Wednesday, April 14, 2010

How Green Was My Valley: The Richness of Memory


I’m going to come right out and say it: How Green Was My Valley did not deserve to win the Best Picture Oscar in 1941. Now, don’t take this as a judgment on the quality of the film itself. There is much to admire in Josh Ford’s adaptation of Richard Llewellyn’s novel. Considering the competition—Sergeant York, The Maltese Falcon, Suspicion, and above all, Citizen Kane—the film has taken on an ignominious identity as the least deserving Best Picture winner of all time (and had the field of nominees been those five instead of ten, How Green Was My Valley may be considered the weakest). Retroactively, it is easy to judge the merits (or lack thereof) of an award winner. Hell, it’s also quite fun to do so. However, I think in this instance, How Green Was My Valley is unfairly maligned, especially since it shares much in common with the critical consensus choice of the greatest film ever made, Citizen Kane.

Now, I said in my last post that each of the Best Picture winners of the 1940’s will act as a litmus test to how audiences reacted to the various changes and crises (especially World War II) occurring around them. If we use the Kübler-Ross model describing the five stages of grief—denial, anger, bargaining, depression, and acceptance—How Green Was My Valley is firmly in the camp of denial (and by the way, I will be using the consecutive stages of the Kübler-Ross model as a basis of comparison for five successive Oscar winners of the 1940’s—Mrs. Miniver, Casablanca, The Lost Weekend, and The Best Years of Our Lives).

Primarily, How Green Was My Valley is a film about nostalgia. I think nostalgia is a potent form of denial where a person yearns for an idealized past as a way to mask an inability or unwillingness to cope with a less than ideal present. The very title of the film is a tip off to its tone. The valley was green, implying that today, it must not be. The film is structured—like Citizen Kane—as a flashback, told through the eyes of Huw (Roddy McDowall, in one of the finest performances ever given by a child actor), the youngest member of the Morgan family. The Morgans are a family of coal miners living in South Wales, and Huw recounts his experiences as a boy. He has a rather Dickensian life—Huw is witness to tragedy as well as happiness—but the experiences recalled all point to comfort and personal growth.

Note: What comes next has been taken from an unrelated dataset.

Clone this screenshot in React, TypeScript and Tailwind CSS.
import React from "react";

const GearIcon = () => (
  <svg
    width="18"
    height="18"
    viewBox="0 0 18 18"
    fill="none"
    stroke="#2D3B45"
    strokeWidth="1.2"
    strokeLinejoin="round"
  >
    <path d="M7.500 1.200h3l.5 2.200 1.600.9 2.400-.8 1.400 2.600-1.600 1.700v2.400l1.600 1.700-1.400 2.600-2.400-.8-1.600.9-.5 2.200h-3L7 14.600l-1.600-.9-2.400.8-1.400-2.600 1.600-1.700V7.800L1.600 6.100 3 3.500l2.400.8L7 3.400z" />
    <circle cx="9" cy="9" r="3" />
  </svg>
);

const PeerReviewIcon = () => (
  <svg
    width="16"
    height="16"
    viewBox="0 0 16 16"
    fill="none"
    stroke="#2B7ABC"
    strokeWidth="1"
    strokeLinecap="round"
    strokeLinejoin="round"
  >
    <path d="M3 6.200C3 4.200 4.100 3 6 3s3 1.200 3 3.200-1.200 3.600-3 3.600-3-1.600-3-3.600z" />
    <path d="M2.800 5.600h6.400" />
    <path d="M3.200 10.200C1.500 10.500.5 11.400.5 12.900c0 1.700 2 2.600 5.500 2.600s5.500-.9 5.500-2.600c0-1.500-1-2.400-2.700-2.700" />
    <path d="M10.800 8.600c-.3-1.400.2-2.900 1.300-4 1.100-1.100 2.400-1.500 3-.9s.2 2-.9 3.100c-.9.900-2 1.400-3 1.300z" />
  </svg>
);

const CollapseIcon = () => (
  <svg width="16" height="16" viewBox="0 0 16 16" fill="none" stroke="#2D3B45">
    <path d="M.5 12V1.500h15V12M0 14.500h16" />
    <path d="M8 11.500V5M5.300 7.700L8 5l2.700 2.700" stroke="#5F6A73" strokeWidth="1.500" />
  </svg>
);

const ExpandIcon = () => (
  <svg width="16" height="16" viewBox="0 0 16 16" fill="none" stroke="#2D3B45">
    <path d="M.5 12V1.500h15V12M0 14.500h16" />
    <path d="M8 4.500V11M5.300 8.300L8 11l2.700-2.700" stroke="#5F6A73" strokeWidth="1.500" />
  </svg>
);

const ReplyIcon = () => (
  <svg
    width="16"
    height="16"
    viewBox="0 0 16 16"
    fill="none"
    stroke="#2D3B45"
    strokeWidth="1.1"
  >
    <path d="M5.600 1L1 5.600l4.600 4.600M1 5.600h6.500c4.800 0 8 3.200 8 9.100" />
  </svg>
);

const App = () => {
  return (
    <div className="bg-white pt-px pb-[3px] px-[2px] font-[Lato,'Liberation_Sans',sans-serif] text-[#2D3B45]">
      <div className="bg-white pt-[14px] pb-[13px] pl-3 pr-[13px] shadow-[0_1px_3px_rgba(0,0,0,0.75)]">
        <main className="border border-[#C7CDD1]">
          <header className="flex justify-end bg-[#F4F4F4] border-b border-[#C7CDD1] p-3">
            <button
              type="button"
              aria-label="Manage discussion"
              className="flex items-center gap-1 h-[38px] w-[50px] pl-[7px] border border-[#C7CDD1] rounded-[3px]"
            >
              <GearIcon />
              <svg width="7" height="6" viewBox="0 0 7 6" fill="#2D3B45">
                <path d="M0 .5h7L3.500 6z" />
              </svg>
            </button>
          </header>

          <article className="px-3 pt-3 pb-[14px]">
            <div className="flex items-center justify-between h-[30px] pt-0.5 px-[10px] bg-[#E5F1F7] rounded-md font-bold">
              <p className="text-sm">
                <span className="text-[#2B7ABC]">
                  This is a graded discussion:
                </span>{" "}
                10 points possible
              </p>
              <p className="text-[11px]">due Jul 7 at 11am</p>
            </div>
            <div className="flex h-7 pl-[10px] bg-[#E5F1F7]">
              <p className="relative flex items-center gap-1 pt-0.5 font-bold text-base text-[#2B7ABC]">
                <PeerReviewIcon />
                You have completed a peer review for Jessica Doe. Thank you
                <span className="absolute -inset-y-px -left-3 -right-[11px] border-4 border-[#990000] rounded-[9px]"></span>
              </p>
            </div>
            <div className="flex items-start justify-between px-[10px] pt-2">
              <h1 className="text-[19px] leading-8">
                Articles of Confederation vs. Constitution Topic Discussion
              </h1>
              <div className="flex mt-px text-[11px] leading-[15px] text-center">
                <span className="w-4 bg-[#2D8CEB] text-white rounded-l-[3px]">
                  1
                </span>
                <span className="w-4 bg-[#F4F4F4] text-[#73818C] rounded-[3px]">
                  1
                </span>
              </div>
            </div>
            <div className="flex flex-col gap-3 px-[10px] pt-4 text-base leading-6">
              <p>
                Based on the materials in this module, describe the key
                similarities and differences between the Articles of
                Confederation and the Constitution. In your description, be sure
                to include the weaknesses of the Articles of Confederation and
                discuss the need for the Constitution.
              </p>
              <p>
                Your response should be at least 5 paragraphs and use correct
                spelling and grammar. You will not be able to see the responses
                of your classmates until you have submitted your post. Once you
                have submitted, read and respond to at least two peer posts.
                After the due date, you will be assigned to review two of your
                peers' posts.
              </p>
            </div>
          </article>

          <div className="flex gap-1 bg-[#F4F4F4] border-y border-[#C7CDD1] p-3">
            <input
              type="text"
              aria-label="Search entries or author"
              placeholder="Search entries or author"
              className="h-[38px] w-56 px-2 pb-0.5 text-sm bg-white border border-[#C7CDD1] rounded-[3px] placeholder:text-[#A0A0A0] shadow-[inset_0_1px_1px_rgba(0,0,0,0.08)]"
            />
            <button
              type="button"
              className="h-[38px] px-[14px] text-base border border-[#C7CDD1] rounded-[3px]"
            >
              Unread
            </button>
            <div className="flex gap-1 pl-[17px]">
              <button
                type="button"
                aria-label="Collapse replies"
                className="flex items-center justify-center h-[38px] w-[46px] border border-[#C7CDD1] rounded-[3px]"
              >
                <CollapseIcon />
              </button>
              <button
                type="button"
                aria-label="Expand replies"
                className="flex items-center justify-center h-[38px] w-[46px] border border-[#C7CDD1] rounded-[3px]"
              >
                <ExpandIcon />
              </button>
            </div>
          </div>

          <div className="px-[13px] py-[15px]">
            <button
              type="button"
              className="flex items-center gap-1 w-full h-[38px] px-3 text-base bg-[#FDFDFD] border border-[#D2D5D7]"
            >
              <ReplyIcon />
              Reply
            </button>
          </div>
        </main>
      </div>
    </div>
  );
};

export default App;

The Morgans are a family steeped in rituals. There are clearly defined roles for each member. Father Gwilym (Donald Crisp) and the five elder sons—Ianto, Ivor, Gwilym Jr., Davy and Owen—toil every day in the coal mine. Mother Beth (Sara Allgood) and sister Angharad (Maureen O’Hara) are in charge of keeping order in the household. Huw is the student. The film takes time to show the everyday rituals of the Morgan family. When the men return home each day from work, Beth waits at the door to collect wages from each man as they walk through the door. At the dinner table, Gwilym is the first to be served and the last to finish. Beth is served last and finishes first. The father offers grace, and the family eats in silence. After dinner, the wages are distributed to each family member by age. Ianto receives the largest amount; Huw a single coin. The family rituals bring comfort, tranquility, and order to the Morgan family.

It is only when the rituals are disrupted that danger enters the story. Gwilym, despite having the respect of every man who he works with, remains loyal to the mine owner when wages are being reduced. His sons each advocate for a union (which Gwilym Sr. derides as “socialist nonsense”) and eventually decide to strike. The change in demeanor of the miners is signified by the fact that they are no longer singing when they return home (the miners in the film sing more often than the Seven Dwarfs). The strike lasts for months and Gwilym becomes ostracized by the men who once looked up to him. The strike indirectly causes injury to Huw and Beth when on a cold night after a meeting in which Beth defended her husband to the townsfolk now against him, she stumbles into a freezing river and Huw jumps in to save her. Huw temporarily loses the use of his legs afterward.

Huw’s convalescence becomes a happy memory. The new preacher (Walter Pidgeon), Mr. Gruffydd (that’s pronounced Griffith for those unfamiliar with their Welsh); helps Huw regain his confidence by reading him stories and teaching him to use prayer to regain strength. Mr. Gruffydd and Angharad also become instantly smitten, though their relationship becomes complicated by Angharad’s engagement to the son of the mine’s owner. Though Mr. Gruffydd and Angharad are passionately in love with one another, the marriage of Angharad is arranged as a way to show there is no bad blood between the workers and the owners. Angharad professes her love for the preacher, but Mr. Gruffydd knows that Angharad would remain in a life of poverty if she remained with him, as well as disrupting the truce between the miners and owners the marriage symbolizes. He sacrifices love to maintain rituals and appearances.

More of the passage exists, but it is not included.